■ WHAT IS BEING ASKED
Every line of the listing must be reproduced as it stands. Leave the images behind.

■ STORED DATA
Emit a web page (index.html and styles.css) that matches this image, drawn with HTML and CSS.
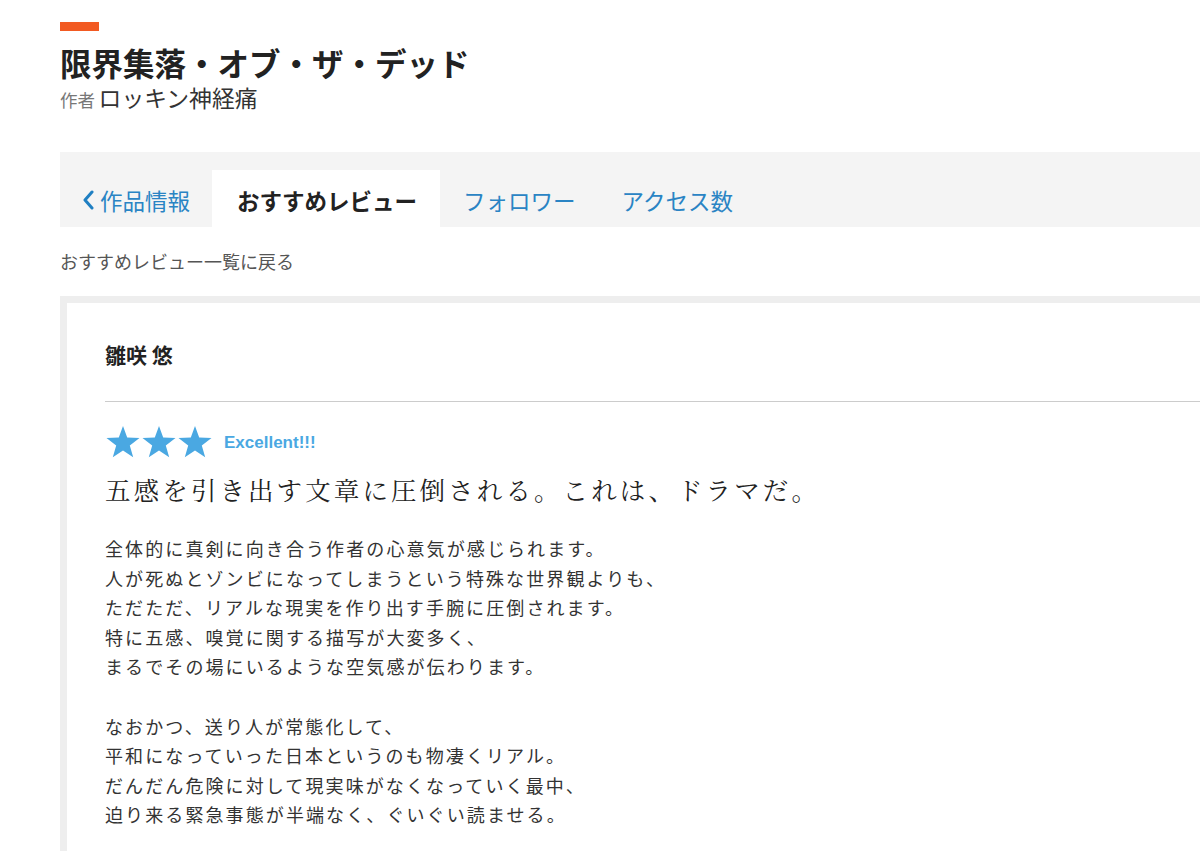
FILE: index.html
```html
<!DOCTYPE html>
<html lang="ja">
<head>
<meta charset="utf-8">
<title>限界集落・オブ・ザ・デッド</title>
<link rel="stylesheet" href="styles.css">
</head>
<body>
<div class="page">
  <header class="work-header">
    <div class="accent"></div>
    <h1 class="work-title">限界集落・オブ・ザ・デッド</h1>
    <p class="author"><span class="author-label">作者</span> <span class="author-name">ロッキン神経痛</span></p>
  </header>

  <nav class="tabs">
    <a class="tab tab-back" href="#"><svg class="chevron" width="12" height="20" viewBox="0 0 12 20"><polyline points="10,2 3,10 10,18" fill="none" stroke="currentColor" stroke-width="3" stroke-linecap="round" stroke-linejoin="round"/></svg>作品情報</a>
    <a class="tab tab-active" href="#">おすすめレビュー</a>
    <a class="tab" href="#">フォロワー</a>
    <a class="tab" href="#">アクセス数</a>
  </nav>

  <a class="back-link" href="#">おすすめレビュー一覧に戻る</a>

  <article class="review-card">
    <h2 class="reviewer">雛咲 悠</h2>
    <hr class="divider">
    <div class="rating">
      <span class="stars">
        <svg width="36" height="34" viewBox="0 0 36 34"><polygon points="18,1 22.2,12.6 34.5,12.9 24.8,20.5 28.2,32.3 18,25.4 7.8,32.3 11.2,20.5 1.5,12.9 13.8,12.6" fill="currentColor"/></svg><svg width="36" height="34" viewBox="0 0 36 34"><polygon points="18,1 22.2,12.6 34.5,12.9 24.8,20.5 28.2,32.3 18,25.4 7.8,32.3 11.2,20.5 1.5,12.9 13.8,12.6" fill="currentColor"/></svg><svg width="36" height="34" viewBox="0 0 36 34"><polygon points="18,1 22.2,12.6 34.5,12.9 24.8,20.5 28.2,32.3 18,25.4 7.8,32.3 11.2,20.5 1.5,12.9 13.8,12.6" fill="currentColor"/></svg>
      </span>
      <span class="rating-label">Excellent!!!</span>
    </div>
    <h3 class="review-title">五感を引き出す文章に圧倒される。これは、ドラマだ。</h3>
    <div class="review-body">
      <p>全体的に真剣に向き合う作者の心意気が感じられます。<br>人が死ぬとゾンビになってしまうという特殊な世界観よりも、<br>ただただ、リアルな現実を作り出す手腕に圧倒されます。<br>特に五感、嗅覚に関する描写が大変多く、<br>まるでその場にいるような空気感が伝わります。</p>
      <p>なおかつ、送り人が常態化して、<br>平和になっていった日本というのも物凄くリアル。<br>だんだん危険に対して現実味がなくなっていく最中、<br>迫り来る緊急事態が半端なく、ぐいぐい読ませる。</p>
    </div>
  </article>
</div>
</body>
</html>
```

FILE: styles.css
```css
html, body {
  margin: 0;
  padding: 0;
  background: #ffffff;
  overflow: hidden;
}

body {
  font-family: "Noto Sans CJK JP", "Noto Sans", sans-serif;
  color: #333333;
}

.page {
  width: 1240px;
  padding: 22px 0 0 60px;
}

.work-header {
  display: flex;
  flex-direction: column;
  align-items: flex-start;
}

.accent {
  width: 39px;
  height: 9px;
  background: #f25a22;
  margin-bottom: 12px;
}

.work-title {
  margin: 0;
  font-size: 31.5px;
  line-height: 38px;
  font-weight: 700;
  color: #222222;
}

.author {
  margin: 2px 0 0;
  line-height: 30px;
}

.author-label {
  font-size: 17.5px;
  color: #777777;
}

.author-name {
  font-size: 22.8px;
  color: #333333;
}

.tabs {
  margin-top: 37px;
  height: 75px;
  background: #f4f4f4;
  display: flex;
  align-items: flex-end;
}

.tab {
  display: flex;
  align-items: center;
  height: 57px;
  padding: 2px 23px 0;
  box-sizing: border-box;
  font-size: 22.5px;
  color: #2a84c4;
  text-decoration: none;
}

.tab-back {
  padding-left: 22px;
  padding-right: 22px;
}

.chevron {
  margin-right: 6px;
  color: #1f7fc2;
}

.tab-active {
  background: #ffffff;
  color: #222222;
  font-weight: 700;
  padding-left: 25px;
  padding-right: 23px;
}

.back-link {
  display: block;
  margin-top: 21px;
  font-size: 18px;
  line-height: 26px;
  color: #555555;
  text-decoration: none;
}

.review-card {
  margin-top: 22px;
  border: 7px solid #eeeeee;
  border-right: none;
  border-bottom: none;
  padding: 37px 0 40px 38px;
}

.reviewer {
  margin: 0;
  font-size: 21px;
  line-height: 28px;
  font-weight: 700;
  color: #222222;
}

.divider {
  margin: 33px 0 0;
  border: none;
  border-top: 1.5px solid #cccccc;
}

.rating {
  margin-top: 23px;
  display: flex;
  align-items: center;
  height: 34px;
}

.stars {
  display: flex;
  color: #4aa8e2;
}

.rating-label {
  margin-left: 11px;
  margin-top: 2px;
  font-family: "Liberation Sans", Arial, sans-serif;
  font-weight: 700;
  font-size: 17px;
  color: #4aa8e2;
}

.review-title {
  margin: 12px 0 0;
  font-family: "Noto Serif CJK JP", "Liberation Serif", serif;
  font-size: 25.5px;
  line-height: 36px;
  font-weight: 400;
  letter-spacing: 3.1px;
  color: #222222;
}

.review-body {
  margin-top: 27px;
  font-size: 18px;
  line-height: 29.6px;
  letter-spacing: 2.1px;
  color: #333333;
}

.review-body p {
  margin: 0 0 29.6px;
}
```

■ REPLY
Emit a web page (index.html and styles.css) that matches this image, drawn with HTML and CSS.
FILE: index.html
```html
<!DOCTYPE html>
<html lang="ja">
<head>
<meta charset="utf-8">
<title>限界集落・オブ・ザ・デッド</title>
<link rel="stylesheet" href="styles.css">
</head>
<body>
<div class="page">
  <header class="work-header">
    <div class="accent"></div>
    <h1 class="work-title">限界集落・オブ・ザ・デッド</h1>
    <p class="author"><span class="author-label">作者</span> <span class="author-name">ロッキン神経痛</span></p>
  </header>

  <nav class="tabs">
    <a class="tab tab-back" href="#"><svg class="chevron" width="12" height="20" viewBox="0 0 12 20"><polyline points="10,2 3,10 10,18" fill="none" stroke="currentColor" stroke-width="3" stroke-linecap="round" stroke-linejoin="round"/></svg>作品情報</a>
    <a class="tab tab-active" href="#">おすすめレビュー</a>
    <a class="tab" href="#">フォロワー</a>
    <a class="tab" href="#">アクセス数</a>
  </nav>

  <a class="back-link" href="#">おすすめレビュー一覧に戻る</a>

  <article class="review-card">
    <h2 class="reviewer">雛咲 悠</h2>
    <hr class="divider">
    <div class="rating">
      <span class="stars">
        <svg width="36" height="34" viewBox="0 0 36 34"><polygon points="18,1 22.2,12.6 34.5,12.9 24.8,20.5 28.2,32.3 18,25.4 7.8,32.3 11.2,20.5 1.5,12.9 13.8,12.6" fill="currentColor"/></svg><svg width="36" height="34" viewBox="0 0 36 34"><polygon points="18,1 22.2,12.6 34.5,12.9 24.8,20.5 28.2,32.3 18,25.4 7.8,32.3 11.2,20.5 1.5,12.9 13.8,12.6" fill="currentColor"/></svg><svg width="36" height="34" viewBox="0 0 36 34"><polygon points="18,1 22.2,12.6 34.5,12.9 24.8,20.5 28.2,32.3 18,25.4 7.8,32.3 11.2,20.5 1.5,12.9 13.8,12.6" fill="currentColor"/></svg>
      </span>
      <span class="rating-label">Excellent!!!</span>
    </div>
    <h3 class="review-title">五感を引き出す文章に圧倒される。これは、ドラマだ。</h3>
    <div class="review-body">
      <p>全体的に真剣に向き合う作者の心意気が感じられます。<br>人が死ぬとゾンビになってしまうという特殊な世界観よりも、<br>ただただ、リアルな現実を作り出す手腕に圧倒されます。<br>特に五感、嗅覚に関する描写が大変多く、<br>まるでその場にいるような空気感が伝わります。</p>
      <p>なおかつ、送り人が常態化して、<br>平和になっていった日本というのも物凄くリアル。<br>だんだん危険に対して現実味がなくなっていく最中、<br>迫り来る緊急事態が半端なく、ぐいぐい読ませる。</p>
    </div>
  </article>
</div>
</body>
</html>
```

FILE: styles.css
```css
html, body {
  margin: 0;
  padding: 0;
  background: #ffffff;
  overflow: hidden;
}

body {
  font-family: "Noto Sans CJK JP", "Noto Sans", sans-serif;
  color: #333333;
}

.page {
  width: 1240px;
  padding: 22px 0 0 60px;
}

.work-header {
  display: flex;
  flex-direction: column;
  align-items: flex-start;
}

.accent {
  width: 39px;
  height: 9px;
  background: #f25a22;
  margin-bottom: 12px;
}

.work-title {
  margin: 0;
  font-size: 31.5px;
  line-height: 38px;
  font-weight: 700;
  color: #222222;
}

.author {
  margin: 2px 0 0;
  line-height: 30px;
}

.author-label {
  font-size: 17.5px;
  color: #777777;
}

.author-name {
  font-size: 22.8px;
  color: #333333;
}

.tabs {
  margin-top: 37px;
  height: 75px;
  background: #f4f4f4;
  display: flex;
  align-items: flex-end;
}

.tab {
  display: flex;
  align-items: center;
  height: 57px;
  padding: 2px 23px 0;
  box-sizing: border-box;
  font-size: 22.5px;
  color: #2a84c4;
  text-decoration: none;
}

.tab-back {
  padding-left: 22px;
  padding-right: 22px;
}

.chevron {
  margin-right: 6px;
  color: #1f7fc2;
}

.tab-active {
  background: #ffffff;
  color: #222222;
  font-weight: 700;
  padding-left: 25px;
  padding-right: 23px;
}

.back-link {
  display: block;
  margin-top: 21px;
  font-size: 18px;
  line-height: 26px;
  color: #555555;
  text-decoration: none;
}

.review-card {
  margin-top: 22px;
  border: 7px solid #eeeeee;
  border-right: none;
  border-bottom: none;
  padding: 37px 0 40px 38px;
}

.reviewer {
  margin: 0;
  font-size: 21px;
  line-height: 28px;
  font-weight: 700;
  color: #222222;
}

.divider {
  margin: 33px 0 0;
  border: none;
  border-top: 1.5px solid #cccccc;
}

.rating {
  margin-top: 23px;
  display: flex;
  align-items: center;
  height: 34px;
}

.stars {
  display: flex;
  color: #4aa8e2;
}

.rating-label {
  margin-left: 11px;
  margin-top: 2px;
  font-family: "Liberation Sans", Arial, sans-serif;
  font-weight: 700;
  font-size: 17px;
  color: #4aa8e2;
}

.review-title {
  margin: 12px 0 0;
  font-family: "Noto Serif CJK JP", "Liberation Serif", serif;
  font-size: 25.5px;
  line-height: 36px;
  font-weight: 400;
  letter-spacing: 3.1px;
  color: #222222;
}

.review-body {
  margin-top: 27px;
  font-size: 18px;
  line-height: 29.6px;
  letter-spacing: 2.1px;
  color: #333333;
}

.review-body p {
  margin: 0 0 29.6px;
}
```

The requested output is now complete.